Citi’s commercial bank is jumping on chances to serve as a consolidator of banking services for clients that have incrementally built a global presence.
That’s according to Tasnim Ghiawadwala, global head of the lender’s commercial bank, who pointed to a client with $1 billion in annual sales, operating in 60 markets, that’s dealing with 72 banks. That’s the type of opportunity Citi aims to capitalize on, leaning on its global reach.
For mid-size companies, that situation “happens sort of organically,” she said. Early on, commercial clients aren’t thinking from a global perspective. But smaller companies are taking an increasingly global posture, and as they rack up bank partners in multiple markets, it can “carry a huge amount of cost, to maintain such a large banking group,” she said.

With many companies finding themselves in that situation, “I have no doubt about our ability to grow in this space,” Ghiawadwala said. The New York-based lender maintained its global network – the bank’s “biggest competitive advantage” – when others with global ambitions retracted following the 2007-08 financial crisis, she noted.

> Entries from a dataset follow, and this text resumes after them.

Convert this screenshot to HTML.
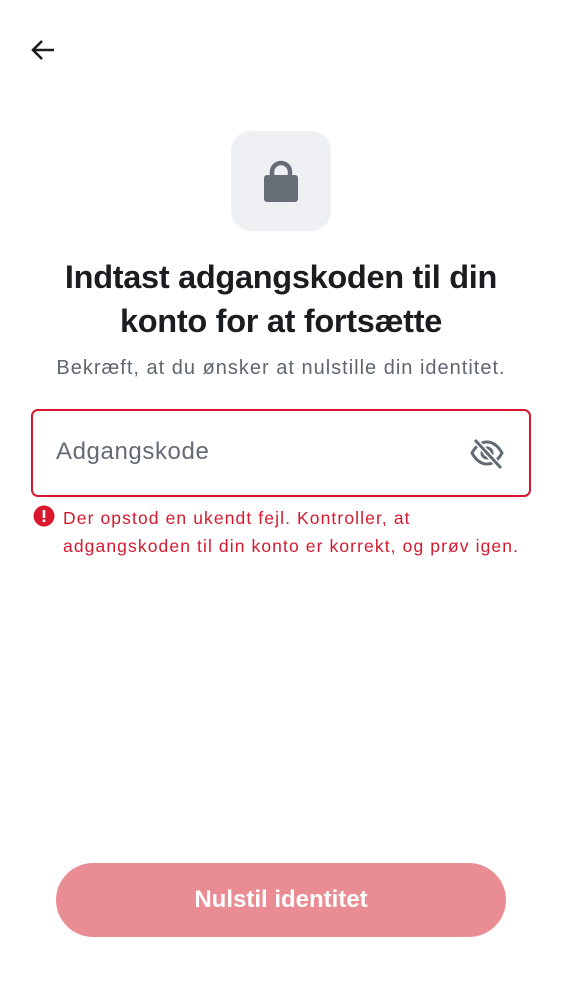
<!DOCTYPE html>
<html><head><meta charset="utf-8"><style>
body{margin:0;width:562px;height:1000px;background:#fff;font-family:"Liberation Sans",sans-serif;position:relative;overflow:hidden}
.abs{position:absolute}
h1{position:absolute;left:0;right:0;top:255px;margin:0;text-align:center;font-size:32.5px;line-height:44px;font-weight:bold;color:#1b1c20;letter-spacing:-0.3px}
.sub{top:357px;left:0;right:0;text-align:center;font-size:20px;color:#5f6670;letter-spacing:1px}
.inp{left:31px;top:409px;width:496px;height:84px;border:2px solid #d9182f;border-radius:7px}
.ph{left:56px;top:438px;font-size:24px;color:#646b75;letter-spacing:0.6px}
.err{left:63px;top:504px;font-size:17.5px;line-height:28px;color:#d31a30;letter-spacing:1.1px}
.btn{left:56px;top:863px;width:450px;height:74px;border-radius:37px;background:#ea8c93;color:#fff;font-weight:bold;font-size:24px;text-align:center;line-height:74px}
</style></head><body>
<svg class="abs" style="left:28px;top:36px" width="30" height="30" viewBox="0 0 30 30"><path d="M26 14H6M14 5L5 14l9 9" fill="none" stroke="#1b1c20" stroke-width="2.6"/></svg>
<div class="abs" style="left:231px;top:131px;width:100px;height:100px;border-radius:20px;background:#eff0f4"></div>
<svg class="abs" style="left:262px;top:158px" width="38" height="46" viewBox="0 0 38 46"><path d="M10 20v-6a9 9 0 0 1 18 0v6" fill="none" stroke="#676d77" stroke-width="4.5"/><rect x="2" y="17" width="34" height="27" rx="3" fill="#676d77"/></svg>
<h1>Indtast adgangskoden til din<br>konto for at fortsætte</h1>
<div class="abs sub">Bekræft, at du ønsker at nulstille din identitet.</div>
<div class="abs inp"></div>
<div class="abs ph">Adgangskode</div>
<svg class="abs" style="left:469px;top:436px" width="36" height="34" viewBox="0 0 36 34"><path d="M3 17C8 8 14 6 18 6s10 2 15 11c-5 9-11 11-15 11S8 26 3 17z" fill="none" stroke="#646b75" stroke-width="3"/><circle cx="18" cy="17" r="5" fill="none" stroke="#646b75" stroke-width="3"/><path d="M6 4l26 28" stroke="#fff" stroke-width="6"/><path d="M6 4l26 28" stroke="#646b75" stroke-width="3"/></svg>
<svg class="abs" style="left:33px;top:505px" width="22" height="22" viewBox="0 0 22 22"><circle cx="11" cy="11" r="10.5" fill="#d9182f"/><rect x="9.7" y="5" width="2.6" height="8" fill="#fff"/><rect x="9.7" y="14.5" width="2.6" height="2.6" fill="#fff"/></svg>
<div class="abs err">Der opstod en ukendt fejl. Kontroller, at<br>adgangskoden til din konto er korrekt, og prøv igen.</div>
<div class="abs btn">Nulstil identitet</div>
</body></html>
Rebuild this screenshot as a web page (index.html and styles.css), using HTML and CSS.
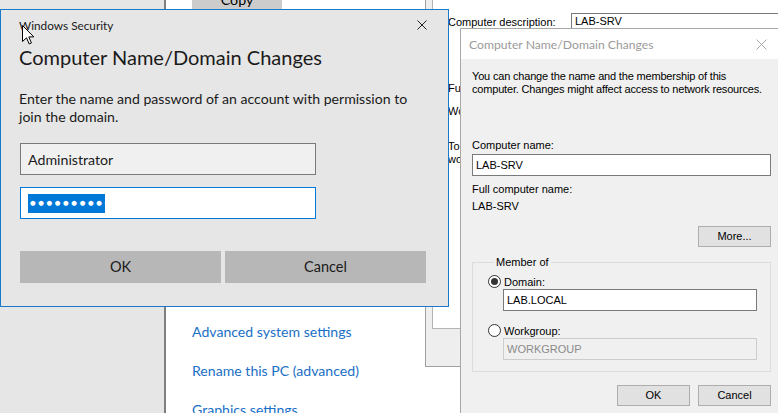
FILE: index.html
```html
<!DOCTYPE html>
<html>
<head>
<meta charset="utf-8">
<link rel="stylesheet" href="styles.css">
</head>
<body>
<div class="desktop">

  <div class="settings">
    <div class="settings-nav"></div>
    <div class="settings-main">
      <div class="copy-btn">Copy</div>
      <div class="links">
        <a class="link">Advanced system settings</a>
        <a class="link">Rename this PC (advanced)</a>
        <a class="link">Graphics settings</a>
      </div>
    </div>
  </div>

  <div class="sysprops">
    <div class="tab-panel">
      <div class="desc-row">
        <span class="cl-label desc-label">Computer description:</span>
        <div class="cl-input desc-input">LAB-SRV</div>
      </div>
      <div class="cl-text full-label">Full computer name:</div>
      <div class="cl-text wg-label">Workgroup:</div>
      <div class="cl-text rename-text">To rename this computer or change its domain or<br>workgroup, click Change.</div>
    </div>
  </div>

  <div class="cnd">
    <div class="cnd-title">
      <span>Computer Name/Domain Changes</span>
      <svg class="cnd-x" width="11" height="11" viewBox="0 0 11 11"><path d="M0.5 0.5L10.5 10.5M10.5 0.5L0.5 10.5" stroke="#a8a8a8" stroke-width="1" fill="none"/></svg>
    </div>
    <div class="cnd-body">
      <p class="cnd-intro">You can change the name and the membership of this<br>computer. Changes might affect access to network resources.</p>
      <div class="cl-text cn-label">Computer name:</div>
      <div class="cl-input cn-input">LAB-SRV</div>
      <div class="cl-text fcn-label">Full computer name:</div>
      <div class="cl-text fcn-value">LAB-SRV</div>
      <div class="more-row"><div class="cl-btn more-btn">More...</div></div>
      <fieldset class="member">
        <legend class="cl-text">Member of</legend>
        <div class="radio-row">
          <span class="radio checked"><span class="radio-dot"></span></span>
          <span class="cl-text">Domain:</span>
        </div>
        <div class="cl-input dom-input">LAB.LOCAL</div>
        <div class="radio-row wg-row">
          <span class="radio"></span>
          <span class="cl-text">Workgroup:</span>
        </div>
        <div class="cl-input dom-input disabled">WORKGROUP</div>
      </fieldset>
      <div class="cnd-buttons">
        <div class="cl-btn">OK</div>
        <div class="cl-btn">Cancel</div>
      </div>
    </div>
  </div>

  <div class="winsec">
    <div class="ws-title">
      <span>Windows Security</span>
      <svg class="ws-x" width="10" height="10" viewBox="0 0 10 10"><path d="M0.5 0.5L9.5 9.5M9.5 0.5L0.5 9.5" stroke="#222" stroke-width="1" fill="none"/></svg>
    </div>
    <div class="ws-heading">Computer Name/Domain Changes</div>
    <p class="ws-text">Enter the name and password of an account with permission to<br>join the domain.</p>
    <div class="ws-input user">Administrator</div>
    <div class="ws-input pass"><span class="sel">●●●●●●●●●●</span></div>
    <div class="ws-buttons">
      <div class="ws-btn">OK</div>
      <div class="ws-btn">Cancel</div>
    </div>
  </div>

  <svg class="cursor" width="13" height="20" viewBox="0 0 13 20"><path d="M0.5 0.5L0.5 16.5L4.5 12.8L7.2 19L9.4 18L6.8 11.9L11.8 11.9Z" fill="#fff" stroke="#000" stroke-width="1" stroke-linejoin="miter"/></svg>
</div>
</body>
</html>
```
FILE: styles.css
```css
* { box-sizing: border-box; }
html, body { margin: 0; padding: 0; }
body { width: 778px; height: 413px; overflow: hidden; background: #fff; }

.desktop {
  position: relative;
  width: 778px;
  height: 413px;
  overflow: hidden;
  font-family: Lato, "Noto Sans", sans-serif;
  color: #000;
}

/* ---------- Settings window (background) ---------- */
.settings {
  position: absolute;
  left: 0;
  top: 0;
  width: 440px;
  height: 413px;
  display: flex;
}
.settings-nav {
  width: 166px;
  background: #e6e6e6;
  border-right: 2px solid #7f7f7f;
  flex: none;
}
.settings-main {
  flex: 1;
  background: #fff;
  padding-left: 26px;
  display: flex;
  flex-direction: column;
  align-items: flex-start;
}
.copy-btn {
  margin-top: -10px;
  width: 90px;
  height: 22px;
  background: #cccccc;
  font-size: 14.2px;
  line-height: 20px;
  text-align: center;
}
.links {
  margin-top: 312px;
  display: flex;
  flex-direction: column;
  gap: 19px;
}
.link {
  font-size: 14.1px;
  line-height: 20px;
  color: #1a6fc6;
  white-space: nowrap;
}

/* ---------- System Properties (background) ---------- */
.sysprops {
  position: absolute;
  left: 425px;
  top: 0;
  width: 360px;
  height: 367px;
  background: #eeeeee;
  border: 1px solid #a0a0a0;
  border-top: none;
  padding-left: 6px;
}
.tab-panel {
  height: 329px;
  background: #fff;
  border: 1px solid #b4b4b4;
  border-top: none;
  padding-left: 15px;
  display: flex;
  flex-direction: column;
  align-items: flex-start;
}
.cl-text, .cl-label, .cl-input, .cl-btn, .cnd-intro {
  font-family: "Liberation Sans", Arial, sans-serif;
  font-size: 11px;
  color: #000;
}
.desc-row {
  margin-top: 13px;
  display: flex;
  align-items: center;
  height: 17px;
}
.desc-label {
  width: 123px;
  flex: none;
}
.desc-input {
  width: 220px;
  height: 17px;
  line-height: 15px;
  border-top: 1px solid #7a7a7a;
  border-left: 1px solid #7a7a7a;
  border-bottom: 1px solid #d8d8d8;
  padding-left: 3px;
  background: #fff;
}
.full-label { margin-top: 52px; line-height: 13px; }
.wg-label { margin-top: 10px; line-height: 13px; }
.rename-text { margin-top: 22px; line-height: 13px; }

/* ---------- Computer Name/Domain Changes dialog ---------- */
.cnd {
  position: absolute;
  left: 460px;
  top: 28px;
  width: 326px;
  height: 400px;
  border: 1px solid #a8a8a8;
  background: #f0f0f0;
  display: flex;
  flex-direction: column;
}
.cnd-title {
  height: 30px;
  background: #fff;
  display: flex;
  align-items: center;
  padding-left: 8px;
  font-family: Lato, "Noto Sans", sans-serif;
  font-size: 12.2px;
  color: #9a9a9a;
  flex: none;
}
.cnd-title span { flex: 1; }
.cnd-x { margin-right: 18px; }
.cnd-body {
  padding: 0 14px 0 11px;
  display: flex;
  flex-direction: column;
}
.cnd-intro {
  margin: 11px 0 0 0;
  line-height: 13px;
  letter-spacing: -0.18px;
  white-space: nowrap;
}
.cn-label { margin-top: 43px; line-height: 13px; }
.cl-input {
  background: #fff;
  border: 1px solid #7a7a7a;
  padding-left: 3px;
  white-space: nowrap;
}
.cn-input {
  margin-top: 2px;
  height: 22px;
  line-height: 20px;
}
.fcn-label { margin-top: 7px; line-height: 13px; }
.fcn-value { margin-top: 4px; line-height: 13px; }
.more-row {
  margin-top: 13px;
  display: flex;
  justify-content: flex-end;
}
.cl-btn {
  width: 73px;
  height: 21px;
  line-height: 19px;
  background: #e1e1e1;
  border: 1px solid #adadad;
  text-align: center;
}
.member {
  margin: 9px 0 0 0;
  padding: 0 13px 11px 15px;
  border: 1px solid #dcdcdc;
  min-width: 0;
}
.member legend {
  padding: 0 2px;
  margin-left: 6px;
  line-height: 13px;
}
.radio-row {
  display: flex;
  align-items: center;
  gap: 3px;
  margin-top: 5px;
  height: 15px;
}
.radio {
  width: 13px;
  height: 13px;
  border: 1px solid #333;
  border-radius: 50%;
  background: #fff;
  display: flex;
  align-items: center;
  justify-content: center;
  flex: none;
}
.radio-dot {
  width: 7px;
  height: 7px;
  border-radius: 50%;
  background: #333;
}
.dom-input {
  margin-top: 0;
  margin-left: 15px;
  height: 22px;
  line-height: 20px;
}
.wg-row { margin-top: 12px; }
.dom-input.disabled {
  background: #f0f0f0;
  border-color: #cccccc;
  color: #8a8a8a;
}
.cnd-buttons {
  margin-top: 13px;
  display: flex;
  justify-content: flex-end;
  gap: 8px;
}

/* ---------- Windows Security dialog ---------- */
.winsec {
  position: absolute;
  left: 0;
  top: 9px;
  width: 449px;
  height: 298px;
  background: #e6e6e6;
  border: 1px solid #1979ca;
  padding: 0 22px 0 18px;
  display: flex;
  flex-direction: column;
}
.ws-title {
  height: 30px;
  display: flex;
  align-items: center;
  font-size: 11.8px;
  color: #1a1a1a;
}
.ws-title span { flex: 1; }
.ws-x { margin-right: -1px; }
.ws-heading {
  height: 34px;
  line-height: 34px;
  font-size: 20px;
  color: #1a1a1a;
  white-space: nowrap;
}
.ws-text {
  margin: 16px 0 0 0;
  font-size: 14.1px;
  line-height: 18px;
  color: #1a1a1a;
  white-space: nowrap;
}
.ws-input {
  margin-left: 1px;
  width: 296px;
  height: 32px;
  font-size: 14.2px;
  padding-left: 7px;
  display: flex;
  align-items: center;
  color: #1a1a1a;
}
.ws-input.user {
  margin-top: 17px;
  background: #f0f0f0;
  border: 1px solid #7a7a7a;
}
.ws-input.pass {
  margin-top: 12px;
  background: #fff;
  border: 1px solid #0078d7;
}
.sel {
  background: #0078d7;
  color: #fff;
  height: 19px;
  width: 77px;
  font-family: "DejaVu Sans", sans-serif;
  font-size: 6.5px;
  line-height: 19px;
  letter-spacing: 2.6px;
  padding-left: 2px;
  overflow: hidden;
  white-space: nowrap;
}
.ws-buttons {
  margin-top: 32px;
  margin-left: 1px;
  display: flex;
  gap: 4px;
}
.ws-btn {
  width: 201px;
  height: 32px;
  background: #b7b7b7;
  font-size: 14.5px;
  line-height: 32px;
  text-align: center;
  color: #1a1a1a;
}

.cursor {
  position: absolute;
  left: 22px;
  top: 25px;
}
```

Simplifying banking could mean assisting in some or all of the countries where clients operate or structuring their liquidity needs more efficiently, she said. “In some instances, it makes sense for the client to use a local or regional bank for their needs and in other markets it makes more sense to use Citi instead,” she said.
Serving in the consolidator role is “an opportunity for us to help them with harmonizing their banking relationships and centralizing their financial operations to have better visibility, increased access and ultimately generate efficiencies,” she said.
Citi has brought its commercial bank to several new markets over the last five years, including Western Europe, Canada and Japan. In the U.S., the commercial bank operates in 17 markets to cover top business hubs, although it works with clients across the country.
Citi doesn’t disclose the size of the commercial business, although Ghiawadwala said it’s a “decent part” of Citi’s banking segment. Citi’s banking revenues rose 18% in the second quarter, to $1.9 billion, although that also includes investment banking and corporate lending.
The lender is working to draw in new mid-sized corporate clients and do more for its current roster, she said. Growing the commercial client segment is one of Citi’s main priorities this year and next.
When asked about the size of the opportunity envisioned, the bank pointed to Ghiawadwala’s comments from 2022, when she told investors the bank is focused on an addressable opportunity of about $150 billion; the bank’s share of that was about 2% in 2022, and she said the bank sought to double that share.
“Even our existing clients are growing, and so, as they grow, their banking needs are changing,” Ghiawadwala noted in a recent interview. “There’s really a lot for us to do in terms of absolutely realizing our full potential.”
The lender has bankers on the ground in 90 countries, and a global relationship manager oversees a client’s entire reach across various markets, she said. Commercial clients do between $10 million to $3 billion in sales annually, with the “sweet spot” being companies already operating in a few countries that are looking for a global bank, she said.
The bank counted 14,000 commercial clients in 2022; Citi declined to share a current number. The lender focuses on six “super sectors”: industrials, digital technology and communications, retail, healthcare, business and professional services, and nonbank financial institutions.
Citi aims to serve clients’ everyday banking needs and as a strategic partner when it comes to investments and guidance. About 90% of clients are privately held businesses, and Citi aims to tap different parts of the bank when needed, such as if clients are looking to go public, Ghiawadwala said.
These mid-sized corporate customers particularly appreciate consumer-like capabilities in banking, because they’re companies that don’t have as much formal structure or lack big treasury or finance teams, she said.
Treasury management, for example, isn’t something companies tend to consider at the outset. As firms go through growing pains, “that’s where we can kind of come in and bring our large company experience,” Ghiawadwala said.
Citi has sought to simplify functions for clients – thinking through the number of clicks it takes to handle a task, or what web menus look like – while providing robust capabilities that some of the world’s largest companies turn to the bank for.
The bank unified functions through a new platform, introduced in 2023, that provides a single digital user interface. Last month, the bank added a digital credit application capability for smaller loans and an automated self-service credit management process, which allows Citi to monitor covenance without having to reach out to remind clients for information.
In the markets that have added those tools, about 20% of commercial clients are using its digital lending capabilities, the bank said.
Citi is also working to digitize banker tasks, with the bank’s artificial intelligence-powered assistant Stylus, to bolster productivity when it comes to generating reports and other duties. A heatmap tool, rolled out earlier this year, helps bankers identify geographic locations clients operate in, as bankers consider products that would be beneficial, Ghiawadwala said.